In My Skin review

:. Director: Marina De Van
:. Starring: Marina De Van, Laurent Lucas
:. Running Time: 1:33
:. Year: 2002
:. Country: France


  


Sometimes, going to the movies is just like being married to the mob. You have to take sides. Choose your clan, and stick to it. It's just a matter of ethics. I'll have real hard time going to see a Luc Besson production (cf. The Transporter), or respect anyone involved in one of them. At a lesser level, almost the same applies to François Ozon (Swimming Pool, 8 Women). This very classical French filmmaker vainly tries to touch the edge of a self proclaimed post-Fassbinder cinema for the mere pleasure of giving himself chills playing a lame game of truth or dare, offering results that look like a provocation to his family. Far out … In the end, his movies seldom go further than a bad piece of advertisement, completely fulfilling the expectations of French institutions. Bravo.

Therefore, reasons for fearing his long-time collaborator Marina de Van's first effort In My Skin were justified. Still, after seeing the trailer, you couldn't help but notice that both the subject, and what looked like its treatment, teased your curiosity.

The story of this self-mutilating woman filmed with crudeness and what looked like a certain realism felt interesting, and the Cronenberg sides anyone could expect from a filmmaker sharing the references quickly vanish.

Although In My Skin is De Van's first feature film, this is not her first work. Her shorts remain firmly stuck in the brains of her audience (her student movie showed her in a family orgy involving her real-life father) and her own body—its treatment and representation—have been a central theme of a oeuvre, In My Skin potentially resulting as a deep and personal achievement.
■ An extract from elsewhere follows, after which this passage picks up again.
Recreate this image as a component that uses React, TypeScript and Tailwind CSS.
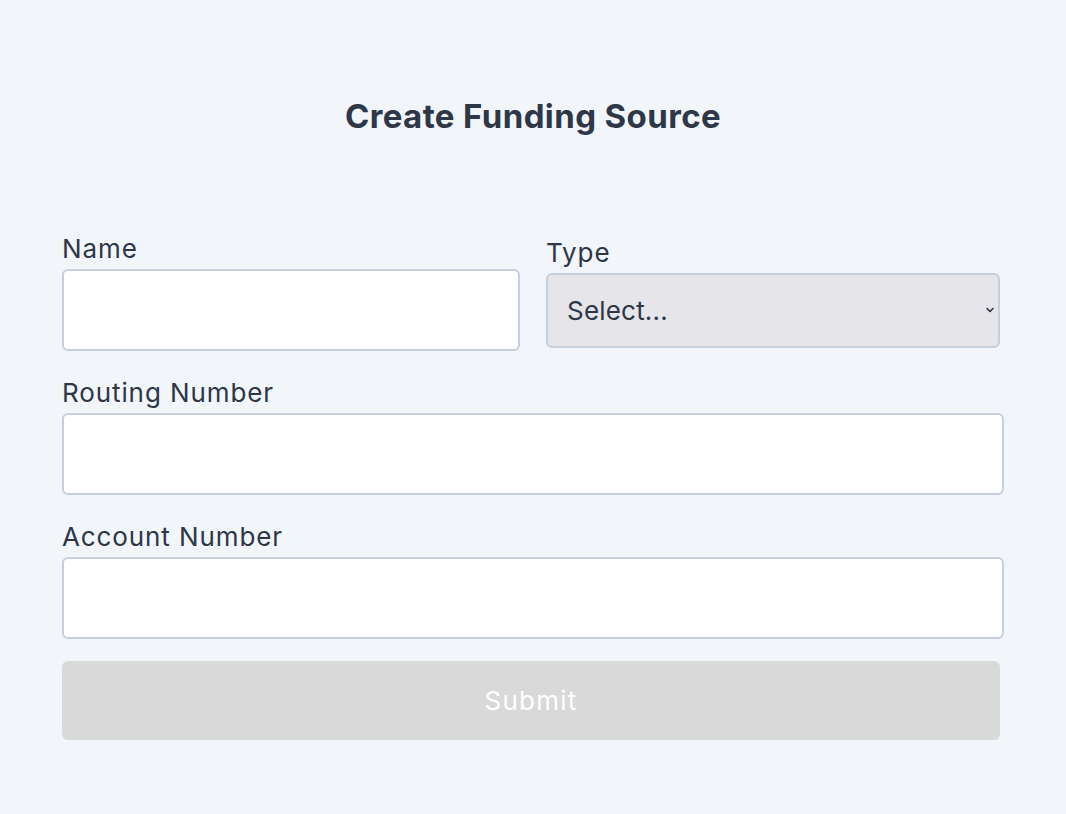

So personal actually, it would lack, what in the book industry we would call a serious editorial job. Mostly working on shorts, De Van admitted starting In My Skin in that format, but then realized she needed to tell more. The main issue is that she chose to tell a little too much and lost track in the middle of the job, making the movie more than twice as long, adding self mutilation scene after self-mutilation scene and trying to give a classical narration to what would have ended better off confided in the experimental fields she often goes swimming into. While the movie would have probably ended as too long, it would have at least stuck to a more accurate commitment and a better treatment. Not giving a definite ending tends to frustrate an audience that was expecting something a little more concrete to justify the everlasting conclusion.

The film balances between two themes and their onscreen representation: the working, social and love life of this girl unable to deal with her own urges—one of them being to reach a certain social status—and not able to deal with her second urge, the other theme involving scenes of self mutilation. While "social" scenes are reminiscent of Beauvoir-like depiction with its bourgeois microcosm, quickly appearing superficial and useless, the mutilation sequences bring you deep in the heart of early 80's Italian schlock cinema, showing realistic and extremely gory scenes. While the â« exploitat

The socially conscious parts show that De Van has a real talent for directing actors as she pushes Laurent Lucas to explore new boundaries and pull the best out of Lea Drucker, an otherwise lousy actress, who ends up being quiet touching here. Unfortunately, the social situations they portray—which are quiet objective, un-romanticized and avoid falling into journalism—miss the depth that would have made them interesting and effective. Although this feeling perfectly echoes the coldness of the work (supported by a beautiful photography reminiscent of Olivier Assayas' Demonlover, one of 2002's best French films that exploited much more freely than In My Skin the way an author can lose himself in an overwhelming story), it ends up serving as a way to hook to a classical narration, a vain effort looking like an attempt to justify the repulsive second half. However, these scenes shouldn't cause too much controversy since hectic De Van, conscious of the experimental draft-like aspect of a work, had it screened in only one French theater. While maybe demagogic, the movie looks sincere enough to believe her honesty.

The scenes of self mutilation are of course ugly, sometimes showing real sickness from a director showing herself ripped apart, ripping herself apart and exhibiting a sick, wounded and skinny body. Her self mutilating game is reflected in the way she films herself in the nude scenes, playing with her body, her skin and offering sometimes expressions of a real sickness. De Van would probably love to show herself as member of a freak show, and she perfectly manages to do so—her scenes with Lucas end like a battle of twisted faces (Lucas himself has this particular prognathous jaw). Lea Drucker, who shares physical resemblance with De Van, adds to the feeling of abnormality, making this weirdness too real.

While not so interesting in a cinematographic point of view, as the game of torture should be echoed in the filmmaking process rather than going for a classical approach, In My Skin is certainly worth a look for its daring subject and depiction. The picture also forces respect for being a true but flawed personal oeuvre, where it could have easily fall in some kind of Cronenberg rip-off. De Van signs a film that is far better than any film Ozon has made so far. And that's a real good point for her and definitely makes her movie valuable.